Cross multiplication doesn't apply here, since you are not trying to solve an equation, but are instead trying to simplify a rational expression.

This is cross multiplication:
[tex]
\frac{a}{b} = \frac{c}{d}
[/tex]
[tex]
\Rightarrow ad = bc
[/tex]
This is equivalent to multiplying both sides of the equation by bd and simplifying the resulting fractions.

 

[Amaz1ng]

Ok yeah but there's another method that looks like this right:

[tex]
\frac{a}{b}-\frac{e}{f}=\frac{a*f-b*e}{f*b}
[/tex]

So I'm trying to find out when that's applicable and when it's not.

 

[Mark44]

Here you're just finding the least common denominator. In the first fraction, you're multiplying by 1 in the form of f/f. In the second, you're multiplying by 1 in the form of b/b. You can always multiply by 1.

The fraction on the right is the same as (af)/(bf) - (be)/(bf).

 

[Dead Boss]

I tried it both ways and I got the correct result 27c/8. You must have made some mistake.

 

[mege]

Don't forget the 3c hanging out in the beginning needs to have the same denominator as well for your problem.

Cross Multiplication

Cross multiplication is useful for an EQUATION involving two fractions set equal to each other (an equation remember is something with an equal's sign in it to start). Generally with equations at this level of math, you're solving for a piece of the puzzle and 'filling in' a variable in the equation.

eg:

[tex]\frac{z}{8} = \frac{3}{4}[/tex]

What does z come out to? This is a good cross multiplying candidate. Cross multiplying we get

[tex]
z*4 = 8*3
[/tex]
[tex]
z*4 = 24
[/tex]
(divide each side by 4)
[tex]
z = 6
[/tex]

Even if one side doesn't have a fraction, the idea of cross multiplying is an easy way to remember it

[tex]
\frac{k}{2} = 12
[/tex]
[tex]
\frac{k}{2} = \frac{12}{1}
[/tex]
[tex]
k*1 = 2*12
[/tex]
[tex]
k=24
[/tex]

(you could also just multiply both sides by 2 from the start - which has the exact same result, for some reason, even late in college, I think about equations like this in terms of cross multiplying even so)

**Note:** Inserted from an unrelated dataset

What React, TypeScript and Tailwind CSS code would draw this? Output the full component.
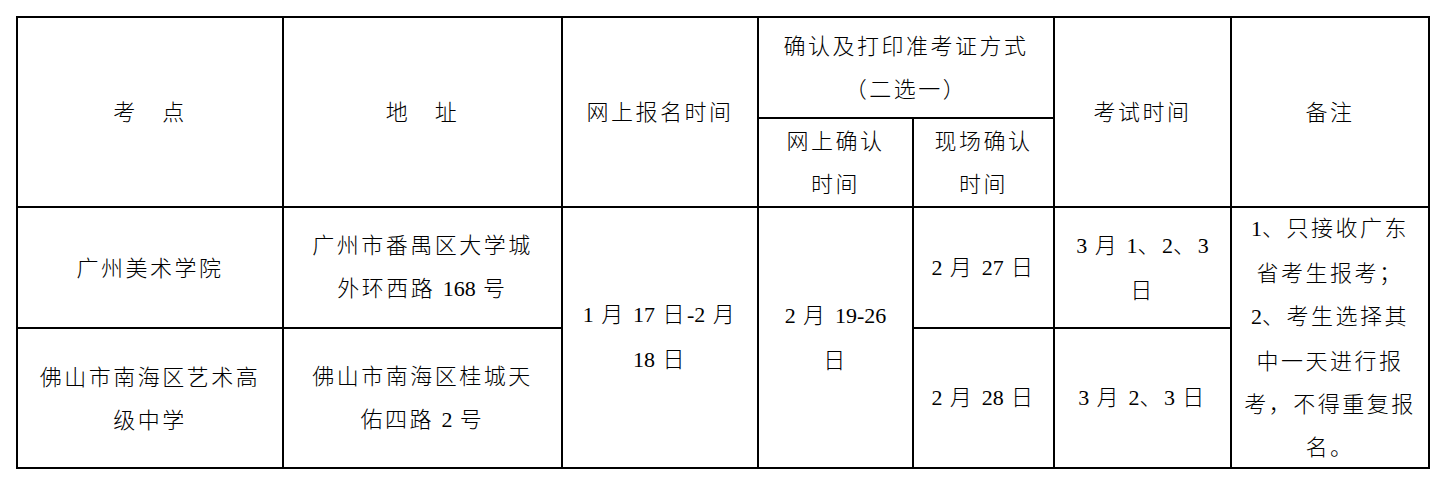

Fraction Addition/Subtraction

The function that you reference below is good for evaluating an expression (an expression doesn't need an equals to start, since you're always finding the result). Below is just a shortcut to find what you need when dealing with fraction subtraction or addition.

[tex]\frac{a}{b}-\frac{e}{f}=\frac{a*f-b*e}{f*b}[/tex]

Probably the first thing you learned with fraction math is that addition and subtraction requires the same denominator.

[tex]\frac{a}{b}+\frac{c}{b}=\frac{a+c}{b}[/tex]

Whenever you see two fractions of the same denominator - you can easilly apply the above to addition or subtraction. Now, how do we solve for mixed denominators. We can always multiply any number (or expression) by 1 and its value stays the same. Here's some ways to rewrite 1:

[tex]1 = \frac{a}{a} = \frac{ab}{ab} = \frac{6b}{6b} = \frac{b}{b} = \frac{4}{4} = \frac{1}{1}[/tex]

Now, we'll use that multiplication of 1 a few times to set our denominators equal.

[tex]
\frac{a}{b}-\frac{e}{f}=?
[/tex]
[tex]
\frac{a}{b}*1-\frac{e}{f}*1
[/tex]
[tex]
\frac{a}{b}*\frac{f}{f}-\frac{e}{f}*\frac{b}{b}
[/tex]
We're just multiplying each of the fractions by 1, and have NOT changed the value of each expression. We decided what variables to use based on what other fraction we needed to compare it to. With fraction multiplication we can just multiply above and below the bar to get:

[tex]
\frac{a*f}{b*f}-\frac{e*b}{f*b} = \frac{a*f-b*e}{f*b}
[/tex]

Does this long explanation of it help a little more?